Cet évènement dramatique a conduit au lancement d’une mission d’évaluation confiée à l’inspection générale des affaires sociales (Igas) sur la qualité de l’accueil et la prévention de la maltraitance dans les crèches. Cette mission qui a remis son rapport en mars 2023 déplore une dégradation de la qualité de l’accueil et décrit des « carences dans la sécurisation affective et dans l’éveil des enfants ». Elle constate que « la logique quantitative d’accroissement de l’offre a devancé les objectifs qualitatifs ».
Trois problèmes structurels sont mis en exergue : la faiblesse du taux d’encadrement, la pénurie de professionnels et l’insuffisance des contrôles. Cette prise de conscience des difficultés au sein des crèches a débouché sur plusieurs choses, le rapport de Mme Sylviane Giampino en 2016, le rapport des 1 000 premiers jours en 2020 ainsi que l’ajout de nouvelles dispositions législatives dans la loi n° 2023‑1196 du 18 décembre 2023 pour le plein emploi. Il est notamment créé un service public de la petite enfance.
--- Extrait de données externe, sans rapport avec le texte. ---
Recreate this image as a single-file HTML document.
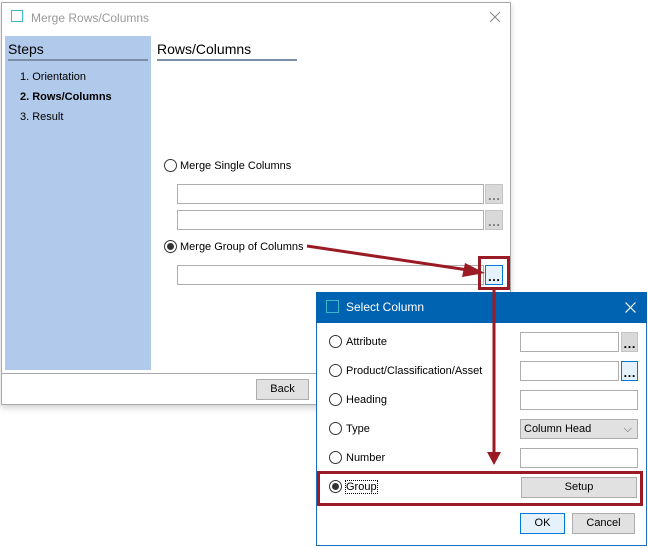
<!DOCTYPE html>
<html><head><style>
body{margin:0;width:648px;height:548px;background:#fff;position:relative;overflow:hidden;font-family:"Liberation Sans",sans-serif;font-size:11px;color:#000}
.a{position:absolute}
.tb{position:absolute;background:#fff;border:1px solid #adadad;box-sizing:border-box}
.btn{position:absolute;background:#e1e1e1;border:1px solid #adadad;box-sizing:border-box;text-align:center;font-size:11px}
.dots{position:absolute;background:#d9d9d9;border:1px solid #c4c4c4;box-sizing:border-box;text-align:center;font-size:13px;line-height:22px;color:#777;font-weight:bold;overflow:hidden}
.r{position:absolute;width:13px;height:13px;border:1px solid #333;border-radius:50%;box-sizing:border-box;background:#fff}
.r.on::after{content:"";position:absolute;left:2px;top:2px;width:7px;height:7px;border-radius:50%;background:#333}
</style></head><body>
<div class="a" style="left:1px;top:2px;width:510px;height:403px;border:1px solid #a8a8a8;box-sizing:border-box;box-shadow:0 3px 6px rgba(0,0,0,.18);background:#fff"></div>
<div class="a" style="left:11px;top:10px;width:12px;height:12px;border:1px solid #3ab7c8;box-sizing:border-box"></div>
<div class="a" style="left:31px;top:11px;font-size:12px;color:#999">Merge Rows/Columns</div>
<svg class="a" style="left:489px;top:11px" width="12" height="12"><path d="M1 1L11 11M11 1L1 11" stroke="#888" stroke-width="1"/></svg>
<div class="a" style="left:5px;top:36px;width:146px;height:334px;background:#b1c9ea"></div>
<div class="a" style="left:8px;top:41px;font-size:14px">Steps</div>
<div class="a" style="left:8px;top:59px;width:140px;height:2px;background:#7a8ea8"></div>
<div class="a" style="left:20px;top:71px">1. Orientation</div>
<div class="a" style="left:20px;top:91px;font-weight:bold">2. Rows/Columns</div>
<div class="a" style="left:20px;top:111px">3. Result</div>
<div class="a" style="left:157px;top:41px;font-size:14px">Rows/Columns</div>
<div class="a" style="left:157px;top:59px;width:140px;height:2px;background:#7a8ea8"></div>
<div class="a" style="left:2px;top:373px;width:508px;height:1px;background:#a8a8a8"></div>
<div class="btn" style="left:256px;top:379px;width:53px;height:21px;line-height:19px">Back</div>
<div class="r" style="left:164px;top:159px"></div>
<div class="a" style="left:180px;top:160px">Merge Single Columns</div>
<div class="tb" style="left:177px;top:184px;width:307px;height:20px"></div>
<div class="dots" style="left:485px;top:184px;width:18px;height:20px">…</div>
<div class="tb" style="left:177px;top:210px;width:307px;height:20px"></div>
<div class="dots" style="left:485px;top:210px;width:18px;height:20px">…</div>
<div class="r on" style="left:164px;top:240px"></div>
<div class="a" style="left:180px;top:241px">Merge Group of Columns</div>
<div class="tb" style="left:177px;top:265px;width:307px;height:20px"></div>
<div class="dots" style="left:485px;top:265px;width:18px;height:20px;background:#e5f1fb;border-color:#0078d7;color:#000">…</div>
<div class="a" style="left:316px;top:292px;width:331px;height:254px;border:1px solid #1a6fbf;box-sizing:border-box;background:#fff"></div>
<div class="a" style="left:316px;top:292px;width:331px;height:31px;background:#0063b1"></div>
<div class="a" style="left:326px;top:300px;width:13px;height:13px;border:1px solid #3ab7c8;box-sizing:border-box"></div>
<div class="a" style="left:346px;top:300px;font-size:12px;color:#fff">Select Column</div>
<svg class="a" style="left:625px;top:302px" width="11" height="11"><path d="M0.5 0.5L10.5 10.5M10.5 0.5L0.5 10.5" stroke="#fff" stroke-width="1.2"/></svg>
<div class="r" style="left:329px;top:335px"></div><div class="a" style="left:346px;top:336px">Attribute</div>
<div class="r" style="left:329px;top:364px"></div><div class="a" style="left:346px;top:365px">Product/Classification/Asset</div>
<div class="r" style="left:329px;top:393px"></div><div class="a" style="left:346px;top:394px">Heading</div>
<div class="r" style="left:329px;top:422px"></div><div class="a" style="left:346px;top:423px">Type</div>
<div class="r" style="left:329px;top:451px"></div><div class="a" style="left:346px;top:452px">Number</div>
<div class="r on" style="left:329px;top:480px"></div><div class="a" style="left:346px;top:481px;outline:1px dotted #000">Group</div>
<div class="tb" style="left:520px;top:332px;width:99px;height:20px"></div>
<div class="dots" style="left:621px;top:332px;width:17px;height:20px;color:#000">…</div>
<div class="tb" style="left:520px;top:361px;width:99px;height:20px"></div>
<div class="dots" style="left:621px;top:361px;width:17px;height:20px;background:#e5f1fb;border-color:#0078d7;color:#000">…</div>
<div class="tb" style="left:520px;top:390px;width:118px;height:20px"></div>
<div class="btn" style="left:520px;top:419px;width:118px;height:20px;text-align:left;padding-left:3px;line-height:18px">Column Head<span style="position:absolute;right:5px;top:0;color:#555">⌵</span></div>
<div class="tb" style="left:520px;top:448px;width:118px;height:20px"></div>
<div class="btn" style="left:521px;top:477px;width:116px;height:21px;line-height:19px">Setup</div>
<div class="btn" style="left:520px;top:513px;width:45px;height:21px;line-height:19px;background:#e5f1fb;border-color:#0078d7">OK</div>
<div class="btn" style="left:572px;top:513px;width:63px;height:21px;line-height:19px">Cancel</div>
<svg class="a" style="left:0;top:0" width="648" height="548">
<g stroke="#9b1b24" fill="none" stroke-width="3">
<rect x="479.5" y="257.5" width="29" height="31"/>
<rect x="318.5" y="472.5" width="323" height="32"/>
<line x1="307" y1="246" x2="468" y2="270"/>
<line x1="494" y1="289" x2="494" y2="455"/>
</g>
<polygon points="485,273 465,263 462,277" fill="#9b1b24"/>
<polygon points="487,452 501,452 494,465" fill="#9b1b24"/>
</svg>
</body></html>
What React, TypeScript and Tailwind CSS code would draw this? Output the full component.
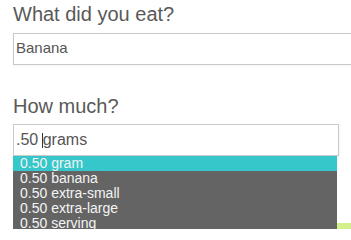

Ainsi au 1er janvier 2025 les communes mettront en œuvre ce service public en tant qu’autorités organisatrices de l’offre d’accueil de la petite enfance. Des dispositions sont également introduites pour clarifier les procédures d’ouvertures des établissements d’accueil du jeune enfant (EAJE) et renforcer les contrôles de ces mêmes établissements.
Toutefois, la faiblesse du taux d’encadrement, la pénurie de professionnels, les difficultés de financement et l’amélioration de la qualité de l’accueil demeurent des problèmes à traiter.
La gauche de son côté pointe les dérives des crèches privées dans le sillage du livre du journaliste M. Victor Castanet Les Ogres. Un constat contredit par le rapport de la commission d’enquête de l’Assemblée nationale publié en juin 2024. Ainsi, Mme Sarah Tanzilli députée LREM et rapporteur de la commission d’enquête conclu que « la dégradation de la qualité de l’accueil touche, en réalité, les crèches de tout statut juridique ».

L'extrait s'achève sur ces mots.